Raul Castro Fernandez (University of Chicago)

In this talk, I will present preliminary work on a new architecture (Data Station) to facilitate data sharing within and across organizations. Data Stations depart from modern data lakes in that both data and derived data products, such as machine learning models, are sealed and cannot be directly seen, accessed, or downloaded by anyone. Data Stations do not deliver data to users; instead, users bring questions to data. This inversion of the usual relationship between data and compute mitigates many of the security risks that are otherwise associated with sharing and working with sensitive data. In the talk, I will motivate the need for data sharing, present the Data Station architecture, explain how this new architecture helps with data sharing, and finish with some technical challenges we are currently addressing. I will also aim to cast this work in the larger research agenda on the economics of data (including data markets) that my group is working on at the University of Chicago.

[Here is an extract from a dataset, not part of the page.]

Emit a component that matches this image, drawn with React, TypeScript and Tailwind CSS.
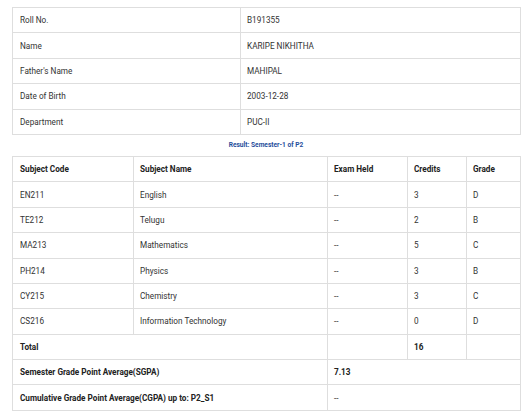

I am an assistant professor in Computer Science at The University of Chicago. I am interested in all kinds of data problems, and for the last two years, I have been thinking a lot about the economics of data, data markets, and data sharing architectures. Before UChicago, I was a postdoc at MIT, working with Sam Madden and Michael Stonebraker on data discovery and integration. Before, I completed my PhD at Imperial College London, working with Peter Pietzuch on distributed and data processing problems, including stream processing.